WORK INSTRUCTIONS. Count how many lines of the data include "code". The answer is that number and nothing else.

DATASET CONTENT.
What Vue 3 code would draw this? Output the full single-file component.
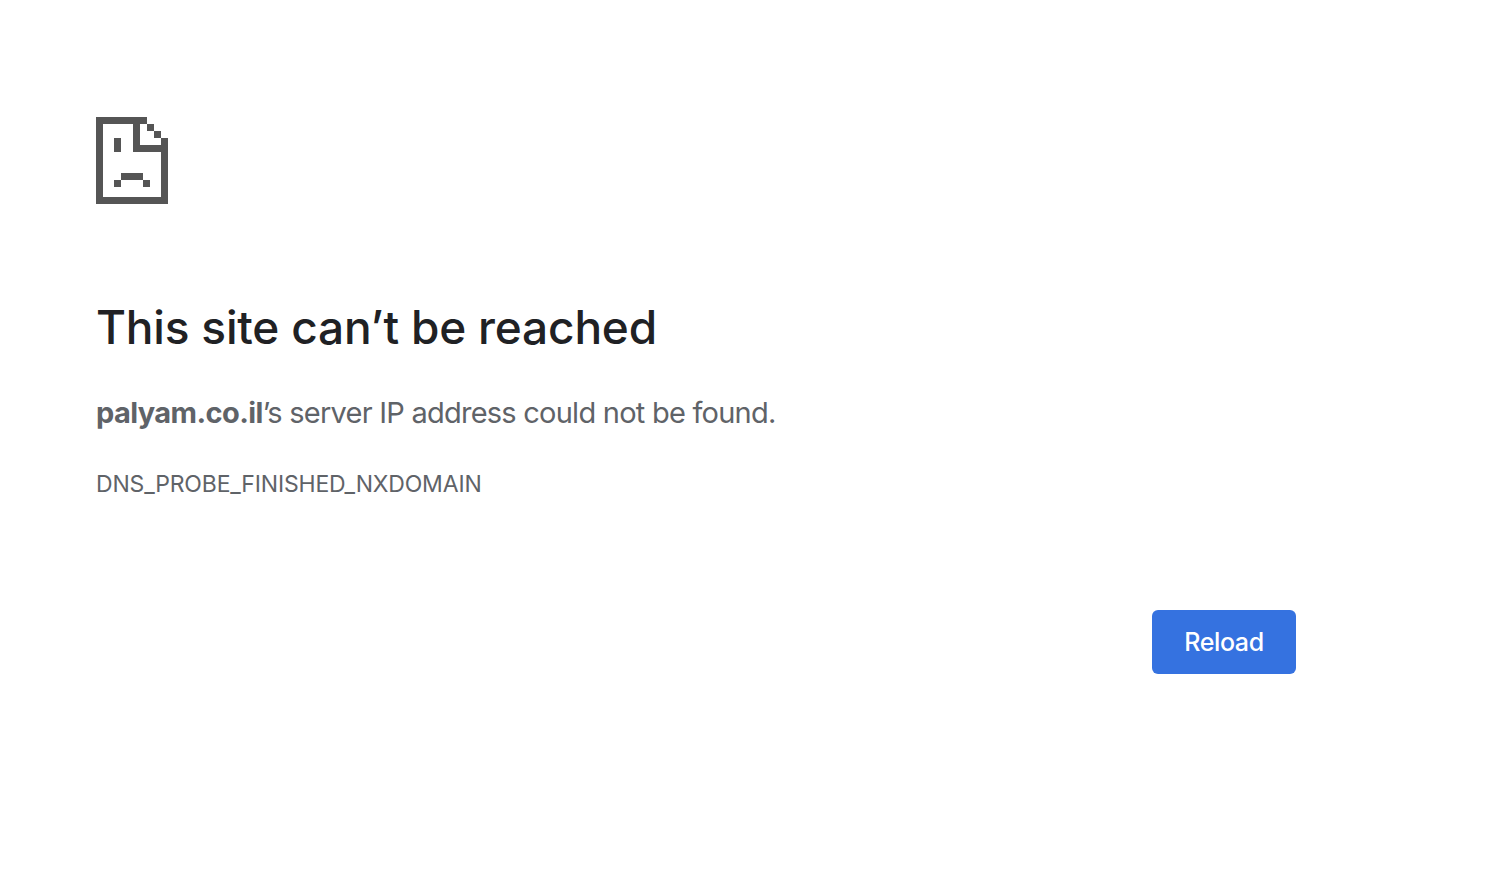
<template>
  <main class="error-page">
    <svg class="sad-file" xmlns="http://www.w3.org/2000/svg" width="72" height="87" viewBox="0 0 72 87" shape-rendering="crispEdges">
      <path d="M0 0H51V7H7V80H65V35H37V7H44V28H65V21H72V87H0Z M51 7H58V14H51Z M58 14H65V21H58Z M18 21H25V35H18Z M25 56H47V63H25Z M18 63H25V70H18Z M47 63H54V70H47Z"/>
    </svg>

    <h1 class="title">This site can’t be reached</h1>
    <p class="message"><strong>{{ host }}</strong>’s server IP address could not be found.</p>
    <div class="error-code">{{ code }}</div>

    <div class="actions">
      <button class="reload" type="button">Reload</button>
    </div>
  </main>
</template>

<script setup>
const host = 'palyam.co.il'
const code = 'DNS_PROBE_FINISHED_NXDOMAIN'
</script>

<style>
html, body {
  background: #fff;
}
</style>

<style scoped>
.error-page {
  box-sizing: border-box;
  width: 1296px;
  height: 882px;
  padding: 117px 0 0 96px;
  font-family: Inter, "Liberation Sans", sans-serif;
  color: #5f6368;
}

.sad-file {
  display: block;
  fill: #555;
}

.title {
  margin: 93px 0 0;
  font-size: 46px;
  font-weight: 500;
  line-height: 60px;
  letter-spacing: -0.2px;
  color: #202124;
}

.message {
  margin: 36px 0 0;
  font-size: 29px;
  line-height: 40px;
  letter-spacing: -0.76px;
}

.message strong {
  font-weight: 700;
  letter-spacing: -0.6px;
}

.error-code {
  margin-top: 36px;
  font-size: 23px;
  line-height: 30px;
  letter-spacing: -0.18px;
}

.actions {
  display: flex;
  justify-content: flex-end;
  margin-top: 111px;
}

.reload {
  width: 144px;
  height: 64px;
  border: 0;
  border-radius: 6px;
  background: #3572e0;
  color: #fff;
  font-family: inherit;
  font-size: 25px;
  font-weight: 500;
  letter-spacing: -0.4px;
}
</style>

WRITTEN SOLUTION. 4